Pickens was also an artist, whose colorful landscapes and drawings were exhibited nationally, including a solo show at the Mint Museum in Charlotte in 1954. She published a book about her travels in Sri Lanka, Serendipity (1964). She was an active member of the Bryn Mawr Alumnae Association, the Loudoun Sketch Club and the Leesburg Garden Club.

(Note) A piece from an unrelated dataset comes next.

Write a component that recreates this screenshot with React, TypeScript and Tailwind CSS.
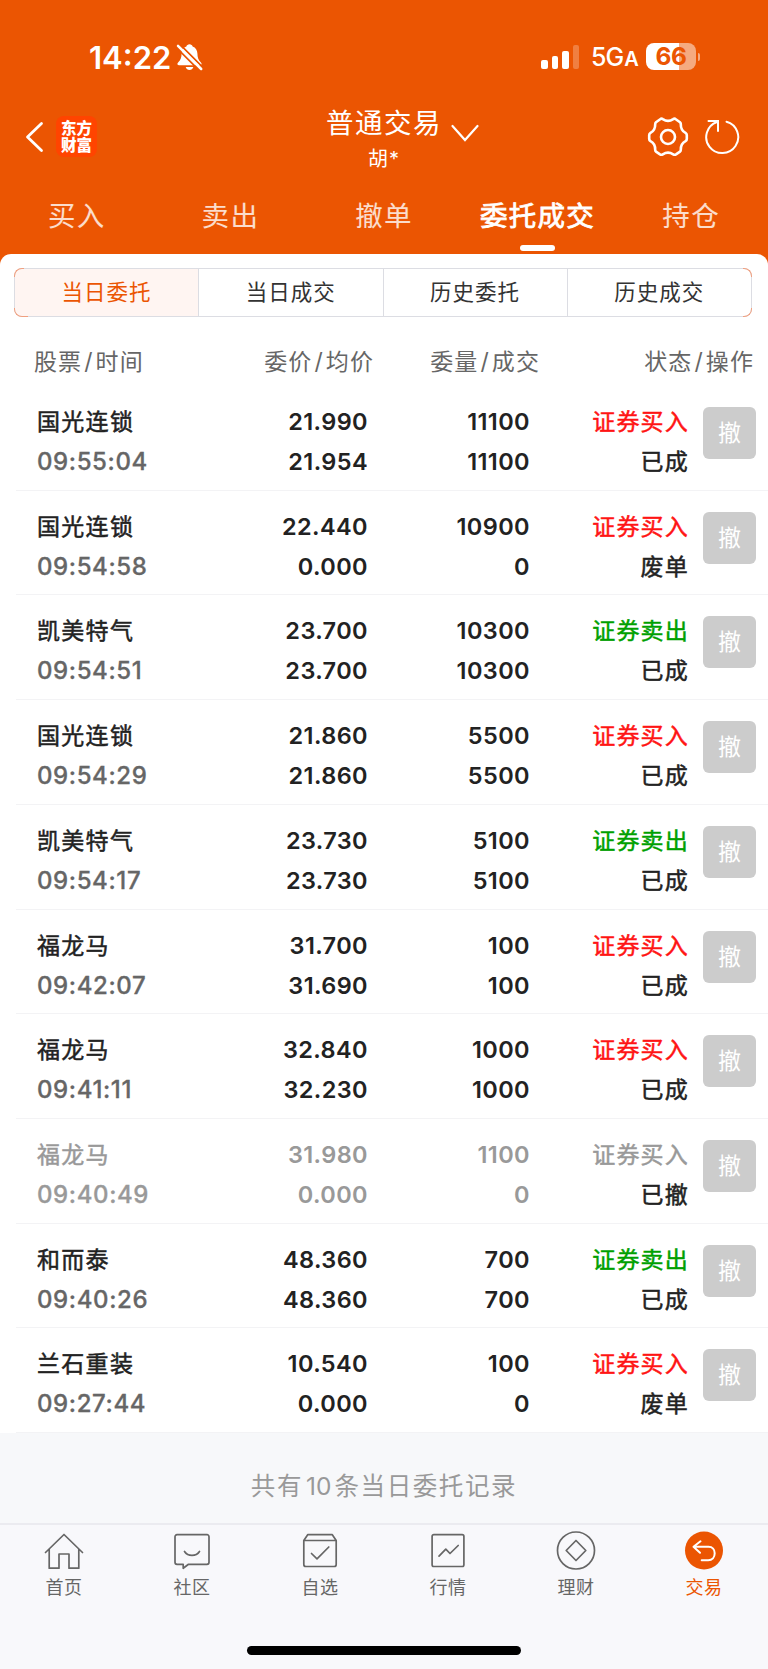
import type { ReactNode } from 'react';
import clsx from 'clsx';

type Side = 'buy' | 'sell';

interface Order {
  name: string;
  time: string;
  price: string;
  avg: string;
  qty: string;
  filled: string;
  side: Side;
  status: string;
  canceled?: boolean;
}

const ORDERS: Order[] = [
  { name: '国光连锁', time: '09:55:04', price: '21.990', avg: '21.954', qty: '11100', filled: '11100', side: 'buy', status: '已成' },
  { name: '国光连锁', time: '09:54:58', price: '22.440', avg: '0.000', qty: '10900', filled: '0', side: 'buy', status: '废单' },
  { name: '凯美特气', time: '09:54:51', price: '23.700', avg: '23.700', qty: '10300', filled: '10300', side: 'sell', status: '已成' },
  { name: '国光连锁', time: '09:54:29', price: '21.860', avg: '21.860', qty: '5500', filled: '5500', side: 'buy', status: '已成' },
  { name: '凯美特气', time: '09:54:17', price: '23.730', avg: '23.730', qty: '5100', filled: '5100', side: 'sell', status: '已成' },
  { name: '福龙马', time: '09:42:07', price: '31.700', avg: '31.690', qty: '100', filled: '100', side: 'buy', status: '已成' },
  { name: '福龙马', time: '09:41:11', price: '32.840', avg: '32.230', qty: '1000', filled: '1000', side: 'buy', status: '已成' },
  { name: '福龙马', time: '09:40:49', price: '31.980', avg: '0.000', qty: '1100', filled: '0', side: 'buy', status: '已撤', canceled: true },
  { name: '和而泰', time: '09:40:26', price: '48.360', avg: '48.360', qty: '700', filled: '700', side: 'sell', status: '已成' },
  { name: '兰石重装', time: '09:27:44', price: '10.540', avg: '0.000', qty: '100', filled: '0', side: 'buy', status: '废单' },
];

const TABS = ['买入', '卖出', '撤单', '委托成交', '持仓'];
const SEGMENTS = ['当日委托', '当日成交', '历史委托', '历史成交'];

function StatusBar() {
  return (
    <div className="flex h-[113px] items-start justify-between pl-[89px] pr-[68px] pt-[43px]">
      <div className="flex h-[27px] items-center">
        <span className="w-[87px] pt-px text-[31px] font-semibold leading-[27px]">14:22</span>
        <svg width="27" height="28" viewBox="0 0 27 28" fill="none">
          <path
            d="M13.5 1.2c-1.6 0-2.8 1-3.1 2.2-3.1 1.1-4.7 3.9-4.8 7.1-.1 4.200-.9 6.500-3.300 8.700-1.500 1.400-1.100 3.100.9 3.100h20.600c2 0 2.400-1.700.9-3.100-2.400-2.200-3.200-4.500-3.300-8.700-.1-3.200-1.700-6-4.800-7.100-.3-1.200-1.500-2.200-3.100-2.200Z"
            fill="white"
          />
          <path d="M9.700 23.900h7.600c-.5 1.900-2 3-3.800 3s-3.300-1.100-3.800-3Z" fill="white" />
          <path d="M.6 4.800 23.200 27.400M3.900 1.400 27 24.500" stroke="#eb5502" strokeWidth="1.800" />
          <path d="M2 2.800 25.200 26" stroke="white" strokeWidth="2.500" strokeLinecap="round" />
        </svg>
      </div>
      <div className="flex h-[27px] items-center">
        <div className="flex h-6 items-end gap-[4px]">
          <i className="h-[9px] w-[6.500px] rounded-[2px] bg-white" />
          <i className="h-[13px] w-[6.500px] rounded-[2px] bg-white" />
          <i className="h-[18px] w-[6.500px] rounded-[2px] bg-white" />
          <i className="h-6 w-[6.500px] rounded-[2px] bg-white/25" />
        </div>
        <span className="ml-[12px] flex w-[55px] items-baseline pt-[3px] text-[25px] font-medium leading-[27px] tracking-[-1px]">
          5G<span className="ml-px text-[20px] font-semibold">A</span>
        </span>
        <div className="flex h-[27px] w-[50px] items-center justify-center rounded-[8px] bg-linear-to-r from-white from-66% to-white/50 to-66% text-[24.500px] font-bold leading-[27px] tracking-[-0.500px] text-[#eb5502]">
          66
        </div>
        <i className="ml-[1.500px] h-2 w-[2.500px] rounded-r-full bg-white/50" />
      </div>
    </div>
  );
}

function NavBar() {
  return (
    <div className="flex h-[67px] justify-between pl-[25px] pr-[28px]">
      <div className="flex w-[200px] items-start pt-[3px]">
        <svg className="mt-[5px]" width="19" height="32" viewBox="0 0 19 32" fill="none">
          <path d="M16.500 2.500 2.500 16l14 13.500" stroke="white" strokeWidth="2.800" strokeLinecap="round" strokeLinejoin="round" />
        </svg>
        <div className="ml-[12px] flex h-[41px] w-[41px] flex-col items-center justify-center rounded-[8px] bg-[#ff4400] text-[15.500px] font-black leading-[17px]">
          <span>东方</span>
          <span>财富</span>
        </div>
      </div>
      <div className="flex flex-col items-center pl-[3px]">
        <div className="relative -mt-[7px] text-[27.500px] leading-[34px] tracking-[1.500px]">
          普通交易
          <svg className="absolute -right-[37px] top-[18px]" width="28" height="19" viewBox="0 0 28 19" fill="none">
            <path d="M1.500 2 14 16 26.500 2" stroke="white" strokeWidth="2.200" strokeLinecap="round" />
          </svg>
        </div>
        <div className="mt-[7px] text-[20px] leading-[24px] tracking-[1px]">胡*</div>
      </div>
      <div className="flex w-[200px] items-start justify-end gap-[15px] pt-[3px]">
        <svg width="42" height="42" viewBox="0 0 42 42" fill="none" stroke="white">
          <path
            d="M13.200 3.200C14 2.500 15 2.500 15.800 3.100 19 5.300 23 5.300 26.200 3.100 27 2.500 28 2.500 28.800 3.200L33 6.200C33.600 6.700 33.900 7.400 33.800 8.200 33.700 12.500 35 15 38.500 16.800 39.500 17.400 39.800 18 39.800 19V23C39.800 24 39.500 24.600 38.500 25.200 35 27 33.700 29.500 33.800 33.800 33.800 34.600 33.600 35.200 33 35.600L29 38.300C28 38.900 27.200 38.900 26.200 38.300 23 36.300 19 36.300 15.800 38.300 14.800 38.900 14 38.900 13 38.300L9 35.600C8.400 35.200 8.200 34.600 8.200 33.800 8.300 29.500 7 27 3.500 25.200 2.500 24.600 2.200 24 2.200 23V19C2.200 18 2.500 17.400 3.500 16.800 7 15 8.300 12.500 8.200 8.200 8.200 7.400 8.400 6.700 9 6.200Z"
            strokeWidth="2.600"
            strokeLinejoin="round"
          />
          <circle cx="21" cy="21" r="7" strokeWidth="2.600" />
        </svg>
        <svg className="mt-[3px]" width="36" height="36" viewBox="0 0 36 36" fill="none" stroke="white" strokeWidth="2" strokeLinecap="round">
          <path d="M22.500 2.700A16 16 0 1 1 13 3M4.500 2h9.500v10" />
        </svg>
      </div>
    </div>
  );
}

function SegmentControl() {
  return (
    <div className="relative ml-[14px] h-[49px] w-[738px]">
      <div className="flex h-full overflow-hidden rounded-[8px] border border-[#dcdde3]">
        {SEGMENTS.map((seg, i) => (
          <div
            key={seg}
            className={clsx(
              'flex flex-1 items-center justify-center text-[21.500px] tracking-[1px]',
              i === 0 ? 'bg-[#fff5f2] text-[#eb5502]' : 'border-l border-[#dcdde3] text-[#333]',
            )}
          >
            {seg}
          </div>
        ))}
      </div>
      {/* accent on the rounded corners only */}
      <i className="absolute left-0 top-0 h-[9px] w-[10px] rounded-tl-[8px] border-l border-t border-[#f0a080]" />
      <i className="absolute bottom-0 left-0 h-[9px] w-[14px] rounded-bl-[8px] border-b border-l border-[#f0a080]" />
      <i className="absolute right-0 top-0 h-[9px] w-[9px] rounded-tr-[8px] border-r border-t border-[#f0a080]" />
      <i className="absolute bottom-0 right-0 h-[9px] w-[9px] rounded-br-[8px] border-b border-r border-[#f0a080]" />
    </div>
  );
}

function ColumnTitle({ left, right, className }: { left: string; right: string; className: string }) {
  return (
    <span className={className}>
      {left}
      <span className="mx-[2px]">/</span>
      {right}
    </span>
  );
}

function OrderRow({ order }: { order: Order }) {
  const tone = order.canceled ? 'text-[#999]' : 'text-[#222]';
  return (
    <div className="flex h-[104.720px] pl-4">
      <div className="flex w-full border-b border-[#f3f3f5] pl-[21px] pr-3 pt-[16px] text-[23px] leading-[40px]">
        <div className="w-[150px]">
          <p className={clsx('tracking-[1.300px] [-webkit-text-stroke:0.5px]', tone)}>{order.name}</p>
          <p className={clsx('text-[24px] font-medium tracking-[0.600px] [-webkit-text-stroke:0.3px]', order.canceled ? 'text-[#999]' : 'text-[#666]')}>
            {order.time}
          </p>
        </div>
        <div className={clsx('w-[181px] text-right text-[23.500px] font-semibold tracking-[0.400px]', tone)}>
          <p>{order.price}</p>
          <p>{order.avg}</p>
        </div>
        <div className={clsx('w-[162px] text-right text-[23.500px] font-semibold tracking-[0.400px]', tone)}>
          <p>{order.qty}</p>
          <p>{order.filled}</p>
        </div>
        <div className="w-[159px] text-right tracking-[1.200px] [-webkit-text-stroke:0.5px]">
          <p className={order.canceled ? 'text-[#999]' : order.side === 'buy' ? 'text-[#ff1414]' : 'text-[#00a000]'}>
            证券{order.side === 'buy' ? '买入' : '卖出'}
          </p>
          <p className="text-[#222]">{order.status}</p>
        </div>
        <button className="ml-auto mt-[5px] h-[52px] w-[53px] rounded-[6px] bg-[#ccc] text-[23px] leading-[52px] text-white">撤</button>
      </div>
    </div>
  );
}

function BarIcon({ children }: { children: ReactNode }) {
  return (
    <svg width="40" height="40" viewBox="0 0 40 40" fill="none" stroke="currentColor" strokeWidth="1.700" strokeLinecap="round" strokeLinejoin="round">
      {children}
    </svg>
  );
}

const NAV_ITEMS = [
  {
    label: '首页',
    icon: <path d="M1.500 21.500 20 3.500l18.500 18M5.200 18.200v19h9.800V23h10v14.200h9.800v-19" />,
  },
  {
    label: '社区',
    icon: <path d="M5 3.700h30a2 2 0 0 1 2 2v25.600a2 2 0 0 1-2 2H16.500l-5.300 4v-4H5a2 2 0 0 1-2-2V5.700a2 2 0 0 1 2-2ZM12.500 20.500c3.500 5.300 11.500 5.300 15 0" />,
  },
  {
    label: '自选',
    icon: <path d="M7.700 3.700h24.600l3.900 5.800v24a2 2 0 0 1-2 2H5.800a2 2 0 0 1-2-2v-24ZM3.800 9.500h32.400M11.500 22.500l5.500 5.300L28.800 16" />,
  },
  {
    label: '行情',
    icon: <path d="M5.800 3.700h28.400a1.700 1.700 0 0 1 1.700 1.700v28.400a1.700 1.700 0 0 1-1.700 1.700H5.800a1.700 1.700 0 0 1-1.700-1.700V5.400a1.700 1.700 0 0 1 1.700-1.700ZM11 25.200l6.800-7 4.200 4.300L30.200 14.500" />,
  },
  {
    label: '理财',
    icon: (
      <>
        <circle cx="20" cy="19.500" r="18.500" />
        <path d="M20 9.500l9.800 10L20 29.500l-9.800-10Z" />
      </>
    ),
  },
  {
    label: '交易',
    active: true,
    icon: (
      <>
        <circle cx="20" cy="19.500" r="19" fill="#eb5502" stroke="none" />
        <path d="M16.500 10.300 9.500 15.800l6.500 6M10 15.800h14.500c4 0 6.200 3 6.200 6.500 0 4-2.500 6.900-6.500 6.900h-6.500" stroke="white" strokeWidth="2" />
      </>
    ),
  },
];

export default function App() {
  return (
    <div className="flex h-[1669px] w-[768px] flex-col overflow-hidden bg-[#f7f8fa] font-['Inter','Noto_Sans_CJK_SC',sans-serif]">
      <header className="h-[254px] shrink-0 bg-[#eb5502] text-white">
        <StatusBar />
        <NavBar />
        <nav className="flex h-[74px]">
          {TABS.map((tab) => {
            const active = tab === '委托成交';
            return (
              <div
                key={tab}
                className={clsx(
                  'flex flex-1 flex-col items-center pt-[17px] text-[27.500px] leading-[38px] tracking-[1.300px]',
                  active ? '[-webkit-text-stroke:0.8px]' : 'text-white/80',
                )}
              >
                {tab}
                {active && <i className="mt-[10px] h-[6px] w-[35px] rounded-full bg-white" />}
              </div>
            );
          })}
        </nav>
      </header>

      <div className="bg-[#eb5502]">
        <main className="rounded-t-[11px] bg-white pt-[14px]">
          <SegmentControl />

          <div className="flex h-[69px] items-center pl-[34px] pt-[22px] text-[23px] tracking-[1.100px] text-[#666]">
            <ColumnTitle left="股票" right="时间" className="w-[111px]" />
            <ColumnTitle left="委价" right="均价" className="w-[229px] text-right" />
            <ColumnTitle left="委量" right="成交" className="w-[166px] text-right" />
            <ColumnTitle left="状态" right="操作" className="w-[214px] text-right" />
          </div>

          {ORDERS.map((order) => (
            <OrderRow key={order.time} order={order} />
          ))}
        </main>
      </div>

      <div className="flex h-[90px] shrink-0 items-center justify-center pt-[17px] text-[24.500px] tracking-[1.600px] text-[#999]">
        共有<span className="mx-[3px] tracking-normal">10</span>条当日委托记录
      </div>

      <footer className="flex flex-1 flex-col items-center border-t-2 border-[#ebebf0] bg-[#f8f8fb]">
        <div className="flex w-full pt-[6px]">
          {NAV_ITEMS.map((item) => (
            <div key={item.label} className={clsx('flex flex-1 flex-col items-center', item.active ? 'text-[#eb5502]' : 'text-[#666]')}>
              <BarIcon>{item.icon}</BarIcon>
              <span className="mt-[4px] text-[18px] leading-[26px] tracking-[0.500px]">{item.label}</span>
            </div>
          ))}
        </div>
        <div className="mt-auto mb-[14px] h-[9px] w-[274px] rounded-full bg-black" />
      </footer>
    </div>
  );
}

In 1987, in her late eighties, Pickens took a four-week, 1160-mile canoe and houseboat trip from Pennsylvania to Kentucky, with her daughters and other friends, retracing the 1878 trip her great-grandfather took on the Clarion, Allegheny, and Ohio rivers.

== Personal life ==
Vinton Liddell married journalist Robert Sylvester Pickens in 1924. They had two daughters, Jane and Cornelia, and lived at Janelia Farm in Loudoun County from 1936. She was widowed when Robert Pickens died in 1978, and she died in 1993, aged 93 years. The Virginia legislature passed a resolution in tribute after her death. There is a collection of the Liddell and Pickens family papers at the University of North Carolina at Chapel Hill, and another collection of Liddell family papers at the University of North Carolina at Charlotte. Her farm in Loudoun County is now the Janelia Research Campus of the Howard Hughes Medical Institute.